Le professeur était si nerveux, je n’avais jamais vu ça. Il bégayait, s’échauffait, riait d’une manière presque hystérique, au point qu’il était difficile de garder le fil de sa présentation.

Le gars à côté de moi, qui s’y connaît : « C’est un fumeur. Il est en manque. »

Malgré tout, ce qu’il disait semblait intéressant, ou du moins cohérent. Je faisais donc un effort pour rester poli, je montrais de l’intérêt. Mais ce gars d’à côté qui ne cessait d’essayer d’échanger des regards d’exaspération avec moi me déconcentrait. Je n’ai donc absolument rien retenu. Mais peu importe, c’était le premier cours.

La première semaine de cours au cégep est facultative. C’est une semaine d’introduction où tout le monde se présente, les profs aux élèves et les élèves entre eux. Il n’y a aucune matière qui est abordée, et si le cours occupe trois heures dans l’horaire, il n’en dure jamais plus qu’une. À l’université, soit dit en passant, il semble qu’il n’en est pas ainsi. Si le cours doit durer trois heures, il durera trois heures…

Pourtant, la très grande majorité des élèves du cégep s’y rendent, à ces cours d’introduction écourtés, même si c’est la deuxième ou troisième fois qu’ils refont le cours. C’est donc qu’ils les trouvent importants. Et en effet, pour tous ceux à qui j’ai parlé, élèves et professeurs, cette présentation est très utile :

  1. Ils permettent au professeur de voir les élèves. Comme le nerveux en manque de cigarette me l’a dit, « C’est fou à quel point on peut apprendre des choses sur les élèves juste avec ce petit cours-là. » Ils peuvent avoir une idée de qui ils vont avoir affaire pour le reste de la session, et s’ils doivent commencer à déprimer ou non.
  2. Ils motivent ou démotivent les élèves. Ces petits aperçus sont déterminants dans la décision des élèves de suivre ou non le cours.
  3. Ils commencent la session en douceur, mettent la table. Le nerveux a bien aimé la phrase : « Mettre la table. J’aime beaucoup cette formulation. »
  4. Pour le professeur, c’est aussi le moment d’essayer de s’attirer le respect ou la sympathie des élèves. Ils ont le choix : blagues, ou avertissements, selon l’effet qu’ils souhaitent créer.
  5. Pour les élèves, c’est l’occasion de se présenter aux autres et de repérer les amis potentiels.

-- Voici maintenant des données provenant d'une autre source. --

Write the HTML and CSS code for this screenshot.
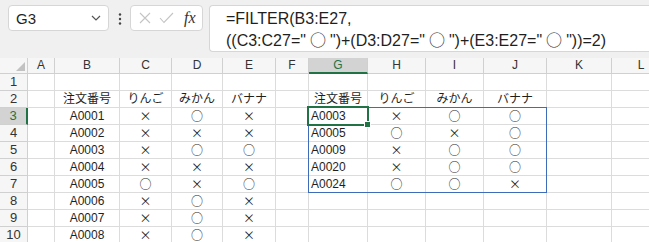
FILE: index.html
```html
<!DOCTYPE html>
<html lang="ja">
<head>
  <meta charset="UTF-8">
  <title>FILTER</title>
  <link rel="stylesheet" href="styles.css">
</head>
<body>
  <div class="formula-bar">
    <div class="namebox">
      <span>G3</span>
      <svg class="chevron" width="10" height="6" viewBox="0 0 10 6"><polyline points="1,1 5,5 9,1" fill="none" stroke="#555" stroke-width="1.2"/></svg>
    </div>
    <div class="dots">
      <svg width="4" height="12" viewBox="0 0 4 12"><circle cx="2" cy="1.5" r="1.2" fill="#444"/><circle cx="2" cy="6" r="1.2" fill="#444"/><circle cx="2" cy="10.5" r="1.2" fill="#444"/></svg>
    </div>
    <div class="fnbox">
      <svg width="12" height="12" viewBox="0 0 12 12"><path d="M1 1 L11 11 M11 1 L1 11" stroke="#c4c4c4" stroke-width="1.1" fill="none"/></svg>
      <svg width="15" height="12" viewBox="0 0 15 12"><polyline points="1,6 5,10.5 14,1" fill="none" stroke="#c4c4c4" stroke-width="1.1"/></svg>
      <span class="fx">fx</span>
    </div>
    <div class="formula">=FILTER(B3:E27,<br>((C3:C27="<span class="o">○</span>")+(D3:D27="<span class="o">○</span>")+(E3:E27="<span class="o">○</span>"))=2)</div>
  </div>

  <div class="sheet-wrap">
    <div class="sheet">
      <!-- column headers -->
      <div class="ch corner"><span class="tri"></span></div>
      <div class="ch">A</div><div class="ch">B</div><div class="ch">C</div><div class="ch">D</div>
      <div class="ch">E</div><div class="ch">F</div><div class="ch active-col">G</div><div class="ch">H</div>
      <div class="ch">I</div><div class="ch">J</div><div class="ch">K</div><div class="ch">L</div>

      <!-- row 1 -->
      <div class="rh">1</div>
      <div class="c"></div><div class="c"></div><div class="c"></div><div class="c"></div><div class="c"></div><div class="c"></div>
      <div class="c"></div><div class="c"></div><div class="c"></div><div class="c"></div><div class="c"></div><div class="c"></div>

      <!-- row 2 -->
      <div class="rh">2</div>
      <div class="c"></div><div class="c m">注文番号</div><div class="c m">りんご</div><div class="c m">みかん</div><div class="c m">バナナ</div><div class="c"></div>
      <div class="c m">注文番号</div><div class="c m">りんご</div><div class="c m">みかん</div><div class="c m">バナナ</div><div class="c"></div><div class="c"></div>

      <!-- row 3 -->
      <div class="rh active-row">3</div>
      <div class="c"></div><div class="c m">A0001</div><div class="c m s">×</div><div class="c m s">○</div><div class="c m s">×</div><div class="c"></div>
      <div class="c">A0003</div><div class="c m s">×</div><div class="c m s">○</div><div class="c m s">○</div><div class="c"></div><div class="c"></div>

      <!-- row 4 -->
      <div class="rh">4</div>
      <div class="c"></div><div class="c m">A0002</div><div class="c m s">×</div><div class="c m s">×</div><div class="c m s">×</div><div class="c"></div>
      <div class="c">A0005</div><div class="c m s">○</div><div class="c m s">×</div><div class="c m s">○</div><div class="c"></div><div class="c"></div>

      <!-- row 5 -->
      <div class="rh">5</div>
      <div class="c"></div><div class="c m">A0003</div><div class="c m s">×</div><div class="c m s">○</div><div class="c m s">○</div><div class="c"></div>
      <div class="c">A0009</div><div class="c m s">×</div><div class="c m s">○</div><div class="c m s">○</div><div class="c"></div><div class="c"></div>

      <!-- row 6 -->
      <div class="rh">6</div>
      <div class="c"></div><div class="c m">A0004</div><div class="c m s">×</div><div class="c m s">×</div><div class="c m s">×</div><div class="c"></div>
      <div class="c">A0020</div><div class="c m s">×</div><div class="c m s">○</div><div class="c m s">○</div><div class="c"></div><div class="c"></div>

      <!-- row 7 -->
      <div class="rh">7</div>
      <div class="c"></div><div class="c m">A0005</div><div class="c m s">○</div><div class="c m s">×</div><div class="c m s">○</div><div class="c"></div>
      <div class="c">A0024</div><div class="c m s">○</div><div class="c m s">○</div><div class="c m s">×</div><div class="c"></div><div class="c"></div>

      <!-- row 8 -->
      <div class="rh">8</div>
      <div class="c"></div><div class="c m">A0006</div><div class="c m s">×</div><div class="c m s">○</div><div class="c m s">×</div><div class="c"></div>
      <div class="c"></div><div class="c"></div><div class="c"></div><div class="c"></div><div class="c"></div><div class="c"></div>

      <!-- row 9 -->
      <div class="rh">9</div>
      <div class="c"></div><div class="c m">A0007</div><div class="c m s">×</div><div class="c m s">○</div><div class="c m s">×</div><div class="c"></div>
      <div class="c"></div><div class="c"></div><div class="c"></div><div class="c"></div><div class="c"></div><div class="c"></div>

      <!-- row 10 -->
      <div class="rh">10</div>
      <div class="c"></div><div class="c m">A0008</div><div class="c m s">×</div><div class="c m s">○</div><div class="c m s">×</div><div class="c"></div>
      <div class="c"></div><div class="c"></div><div class="c"></div><div class="c"></div><div class="c"></div><div class="c"></div>
    </div>

    <!-- spill range and active cell, laid on the same grid -->
    <div class="sheet overlay">
      <div class="spill"></div>
      <div class="active-cell"><span class="handle"></span></div>
    </div>
  </div>
</body>
</html>
```

FILE: styles.css
```css
body {
  margin: 0;
  background-color: #fff;
  font-family: "Liberation Sans", "Noto Sans CJK JP", sans-serif;
  color: #1f1f1f;
  overflow: hidden;
}

/* formula bar */
.formula-bar {
  display: flex;
  align-items: flex-start;
  height: 58px;
  padding: 5px 0 0 8px;
  box-sizing: border-box;
  background-color: #f0f0f0;
}
.namebox {
  display: flex;
  align-items: center;
  justify-content: space-between;
  width: 101px;
  height: 26px;
  padding: 0 7px 0 7px;
  box-sizing: border-box;
  background-color: #fff;
  border: 1px solid #d6d6d6;
  border-radius: 4px;
  font-size: 15px;
}
.dots {
  display: flex;
  justify-content: center;
  width: 21px;
  padding-top: 8px;
}
.fnbox {
  display: flex;
  align-items: center;
  gap: 8px;
  width: 73px;
  height: 26px;
  padding-left: 8px;
  box-sizing: border-box;
  background-color: #fff;
  border: 1px solid #d6d6d6;
  border-radius: 4px;
}
.fx {
  font-family: "Liberation Serif", serif;
  font-style: italic;
  font-size: 16px;
  color: #333;
  margin-left: 2px;
}
.formula {
  flex: 1;
  height: 47px;
  margin-left: 6px;
  padding: 2px 0 0 16px;
  box-sizing: border-box;
  background-color: #fff;
  border: 1px solid #d6d6d6;
  border-right: none;
  border-radius: 4px 0 0 4px;
  font-size: 16px;
  line-height: 21px;
  white-space: nowrap;
}
.formula .o {
  font-family: "Noto Sans CJK JP", sans-serif;
  margin: 0 4px;
}

/* worksheet */
.sheet-wrap {
  position: relative;
}
.sheet {
  display: grid;
  grid-template-columns: 28px 27px 65px 52px 51px 53px 33px 59px 58px 58px 63px 65px 59px;
  grid-template-rows: 16px repeat(10, 17px);
  font-size: 12px;
}
.ch, .rh, .c {
  box-sizing: border-box;
  border-right: 1px solid #dcdcdc;
  border-bottom: 1px solid #dcdcdc;
  white-space: nowrap;
  overflow: hidden;
}
.ch {
  background-color: #f6f6f6;
  text-align: center;
  line-height: 15px;
  color: #333;
  border-color: #d0d0d0;
}
.rh {
  background-color: #f6f6f6;
  text-align: center;
  line-height: 16px;
  color: #333;
  border-color: #d0d0d0;
  font-size: 13px;
}
.corner {
  position: relative;
}
.tri {
  position: absolute;
  right: 2px;
  bottom: 2px;
  width: 0;
  height: 0;
  border-left: 9px solid transparent;
  border-bottom: 9px solid #c2c2c2;
}
.active-col {
  background-color: #d3d3d3;
  color: #217346;
  border-bottom: 2px solid #217346;
}
.active-row {
  background-color: #d3d3d3;
  color: #217346;
  border-right: 2px solid #217346;
}
.c {
  line-height: 16px;
  padding-left: 2px;
}
.m {
  text-align: center;
  padding-left: 0;
}
.s {
  font-family: "Noto Sans CJK JP", sans-serif;
}

.overlay {
  position: absolute;
  inset: 0;
  pointer-events: none;
}
.spill {
  grid-column: 8 / 12;
  grid-row: 4 / 9;
  margin: -1px 0 0 -1px;
  border: 1px solid #3f6cb8;
}
.active-cell {
  grid-column: 8 / 9;
  grid-row: 4 / 5;
  margin: -2px -1px -1px -2px;
  border: 2px solid #217346;
  position: relative;
}
.handle {
  position: absolute;
  right: -4px;
  bottom: -4px;
  width: 5px;
  height: 5px;
  background-color: #217346;
  border: 1px solid #fff;
}
```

Le professeur offre son aide en posant des questions futiles comme : quel est ton animal préféré ? Ton mot préféré ? Quel programme suis-tu ? Quel est ton plan de carrière ? (Ça, ça ne fait pas l’unanimité. Il y en a qui ne trouvent pas ça pertinent, ils préfèrent se présenter eux-mêmes uniquement.)
  6. C’est le temps de voir si le professeur sera exigeant, ou pas. C’est la partie rassurante. En général, le discours ressemble à ça : « Oui, techniquement il faut trois heures de travail par semaine en plus du cours. Moi, je dis une heure. Pour lire les textes, peut-être. J’ai toujours fait ce qui était en mon pouvoir pour faire réussir mes élèves. »
  7. C’est aussi l’occasion de recevoir la version papier du plan de cours qu’on a reçu par courriel. Plan de cours qu’on gardera tous précieusement. Cela va de soi.
  8. Dans le plan de cours, il y a aussi les compétences visées par le programme. Mais ça, aucun professeur ne veut prendre la peine de le lire à voix haute. Trop compliquées, trop longues. « Vous lirez ça chez vous. » (Un exemple de compétence : Discerner l’apport de connaissances disciplinaires à la compréhension du phénomène humain. Suivi d’une explication, toute aussi nébuleuse.)
  9. Enfin, c’est le temps pour les professeurs de donner leurs opinions politiques. En général, ils sont de gauche. En fait, je n’en ai pas rencontré un seul qui soit de droite, ou si c’est le cas, il se cache soigneusement. Quelqu’un de droite mourrait ici. Mais quand même, ils nous avertissent. Comme si ça pouvait choquer quelqu’un.

En gros, une semaine entière est consacrée à nous préparer mentalement à la difficile et chargée session qui s’ensuivra. J’ai fait mon devoir : je me suis rendue à chacun de ces cours. On verra dans les prochaines semaines s’ils auront contribué à ma réussite.